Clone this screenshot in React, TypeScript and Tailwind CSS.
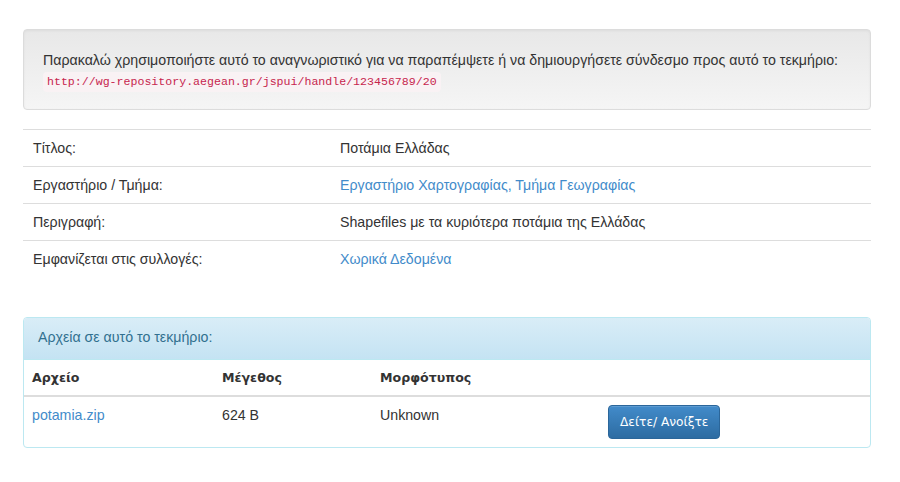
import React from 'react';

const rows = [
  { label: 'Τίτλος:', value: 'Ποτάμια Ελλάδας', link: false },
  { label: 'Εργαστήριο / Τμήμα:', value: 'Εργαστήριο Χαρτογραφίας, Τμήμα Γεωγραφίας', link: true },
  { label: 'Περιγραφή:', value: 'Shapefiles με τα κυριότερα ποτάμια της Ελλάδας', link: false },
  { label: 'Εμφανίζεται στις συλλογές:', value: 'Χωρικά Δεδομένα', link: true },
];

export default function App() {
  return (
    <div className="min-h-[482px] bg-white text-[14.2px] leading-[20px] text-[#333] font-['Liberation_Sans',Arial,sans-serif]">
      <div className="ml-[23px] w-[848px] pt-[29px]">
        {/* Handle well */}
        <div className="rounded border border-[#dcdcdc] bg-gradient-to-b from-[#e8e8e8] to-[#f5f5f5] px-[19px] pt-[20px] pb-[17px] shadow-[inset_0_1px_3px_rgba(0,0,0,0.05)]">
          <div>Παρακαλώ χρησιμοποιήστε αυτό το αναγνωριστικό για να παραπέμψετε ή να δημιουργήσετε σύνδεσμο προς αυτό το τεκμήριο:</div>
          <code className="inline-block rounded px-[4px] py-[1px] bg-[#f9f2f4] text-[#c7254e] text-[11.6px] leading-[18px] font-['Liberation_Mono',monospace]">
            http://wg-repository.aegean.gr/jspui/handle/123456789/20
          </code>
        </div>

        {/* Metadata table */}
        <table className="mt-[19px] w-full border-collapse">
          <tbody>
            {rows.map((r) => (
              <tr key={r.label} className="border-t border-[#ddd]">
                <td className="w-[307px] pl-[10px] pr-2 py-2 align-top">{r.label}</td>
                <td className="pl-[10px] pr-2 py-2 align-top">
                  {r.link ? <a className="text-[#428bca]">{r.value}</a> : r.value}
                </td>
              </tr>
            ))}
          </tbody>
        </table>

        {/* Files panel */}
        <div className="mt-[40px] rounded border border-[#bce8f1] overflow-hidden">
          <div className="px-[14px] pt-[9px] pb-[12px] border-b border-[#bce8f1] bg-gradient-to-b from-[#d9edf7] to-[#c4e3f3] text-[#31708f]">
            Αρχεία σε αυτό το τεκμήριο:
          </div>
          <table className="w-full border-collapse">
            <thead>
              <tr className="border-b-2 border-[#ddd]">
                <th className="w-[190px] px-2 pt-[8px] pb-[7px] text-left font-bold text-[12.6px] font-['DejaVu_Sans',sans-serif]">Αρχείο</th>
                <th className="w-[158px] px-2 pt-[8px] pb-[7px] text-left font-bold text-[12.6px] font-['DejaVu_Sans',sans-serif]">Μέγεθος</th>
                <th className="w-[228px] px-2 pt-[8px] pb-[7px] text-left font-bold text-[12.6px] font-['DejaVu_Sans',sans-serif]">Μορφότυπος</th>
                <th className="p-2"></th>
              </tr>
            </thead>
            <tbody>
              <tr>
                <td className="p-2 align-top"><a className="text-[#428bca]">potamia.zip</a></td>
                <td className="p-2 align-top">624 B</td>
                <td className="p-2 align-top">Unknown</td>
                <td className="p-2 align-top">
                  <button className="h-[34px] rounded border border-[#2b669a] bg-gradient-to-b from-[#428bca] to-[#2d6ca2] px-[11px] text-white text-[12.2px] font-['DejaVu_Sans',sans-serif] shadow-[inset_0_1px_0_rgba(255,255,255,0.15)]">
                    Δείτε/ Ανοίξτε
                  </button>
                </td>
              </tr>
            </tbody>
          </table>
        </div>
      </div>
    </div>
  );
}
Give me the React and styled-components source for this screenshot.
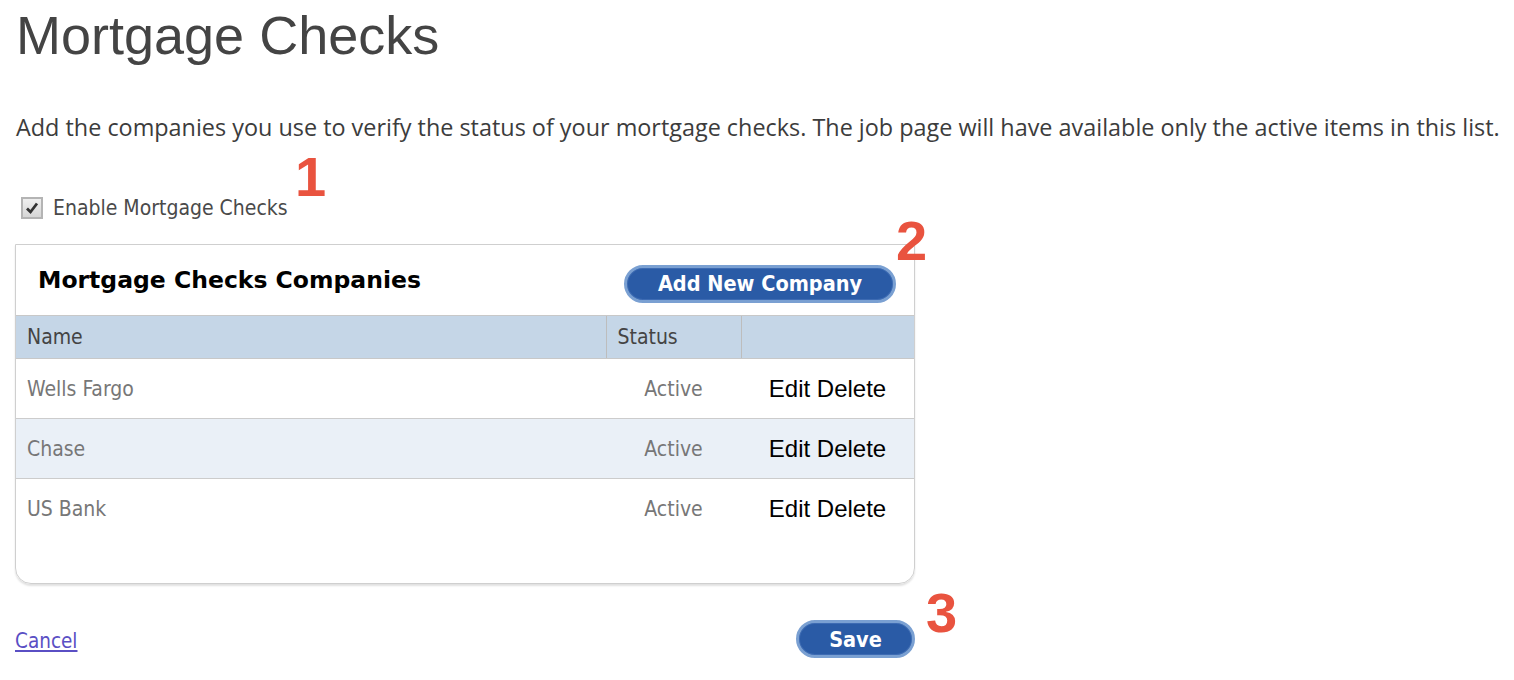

----------

> [Short task]: Transcribe every entry above exactly. Omit all pictures.

> [Problem solution]:
Clone this screenshot in React, TypeScript and Tailwind CSS.
import React from 'react';

const rows = [
  { label: 'Τίτλος:', value: 'Ποτάμια Ελλάδας', link: false },
  { label: 'Εργαστήριο / Τμήμα:', value: 'Εργαστήριο Χαρτογραφίας, Τμήμα Γεωγραφίας', link: true },
  { label: 'Περιγραφή:', value: 'Shapefiles με τα κυριότερα ποτάμια της Ελλάδας', link: false },
  { label: 'Εμφανίζεται στις συλλογές:', value: 'Χωρικά Δεδομένα', link: true },
];

export default function App() {
  return (
    <div className="min-h-[482px] bg-white text-[14.2px] leading-[20px] text-[#333] font-['Liberation_Sans',Arial,sans-serif]">
      <div className="ml-[23px] w-[848px] pt-[29px]">
        {/* Handle well */}
        <div className="rounded border border-[#dcdcdc] bg-gradient-to-b from-[#e8e8e8] to-[#f5f5f5] px-[19px] pt-[20px] pb-[17px] shadow-[inset_0_1px_3px_rgba(0,0,0,0.05)]">
          <div>Παρακαλώ χρησιμοποιήστε αυτό το αναγνωριστικό για να παραπέμψετε ή να δημιουργήσετε σύνδεσμο προς αυτό το τεκμήριο:</div>
          <code className="inline-block rounded px-[4px] py-[1px] bg-[#f9f2f4] text-[#c7254e] text-[11.6px] leading-[18px] font-['Liberation_Mono',monospace]">
            http://wg-repository.aegean.gr/jspui/handle/123456789/20
          </code>
        </div>

        {/* Metadata table */}
        <table className="mt-[19px] w-full border-collapse">
          <tbody>
            {rows.map((r) => (
              <tr key={r.label} className="border-t border-[#ddd]">
                <td className="w-[307px] pl-[10px] pr-2 py-2 align-top">{r.label}</td>
                <td className="pl-[10px] pr-2 py-2 align-top">
                  {r.link ? <a className="text-[#428bca]">{r.value}</a> : r.value}
                </td>
              </tr>
            ))}
          </tbody>
        </table>

        {/* Files panel */}
        <div className="mt-[40px] rounded border border-[#bce8f1] overflow-hidden">
          <div className="px-[14px] pt-[9px] pb-[12px] border-b border-[#bce8f1] bg-gradient-to-b from-[#d9edf7] to-[#c4e3f3] text-[#31708f]">
            Αρχεία σε αυτό το τεκμήριο:
          </div>
          <table className="w-full border-collapse">
            <thead>
              <tr className="border-b-2 border-[#ddd]">
                <th className="w-[190px] px-2 pt-[8px] pb-[7px] text-left font-bold text-[12.6px] font-['DejaVu_Sans',sans-serif]">Αρχείο</th>
                <th className="w-[158px] px-2 pt-[8px] pb-[7px] text-left font-bold text-[12.6px] font-['DejaVu_Sans',sans-serif]">Μέγεθος</th>
                <th className="w-[228px] px-2 pt-[8px] pb-[7px] text-left font-bold text-[12.6px] font-['DejaVu_Sans',sans-serif]">Μορφότυπος</th>
                <th className="p-2"></th>
              </tr>
            </thead>
            <tbody>
              <tr>
                <td className="p-2 align-top"><a className="text-[#428bca]">potamia.zip</a></td>
                <td className="p-2 align-top">624 B</td>
                <td className="p-2 align-top">Unknown</td>
                <td className="p-2 align-top">
                  <button className="h-[34px] rounded border border-[#2b669a] bg-gradient-to-b from-[#428bca] to-[#2d6ca2] px-[11px] text-white text-[12.2px] font-['DejaVu_Sans',sans-serif] shadow-[inset_0_1px_0_rgba(255,255,255,0.15)]">
                    Δείτε/ Ανοίξτε
                  </button>
                </td>
              </tr>
            </tbody>
          </table>
        </div>
      </div>
    </div>
  );
}
Give me the React and styled-components source for this screenshot.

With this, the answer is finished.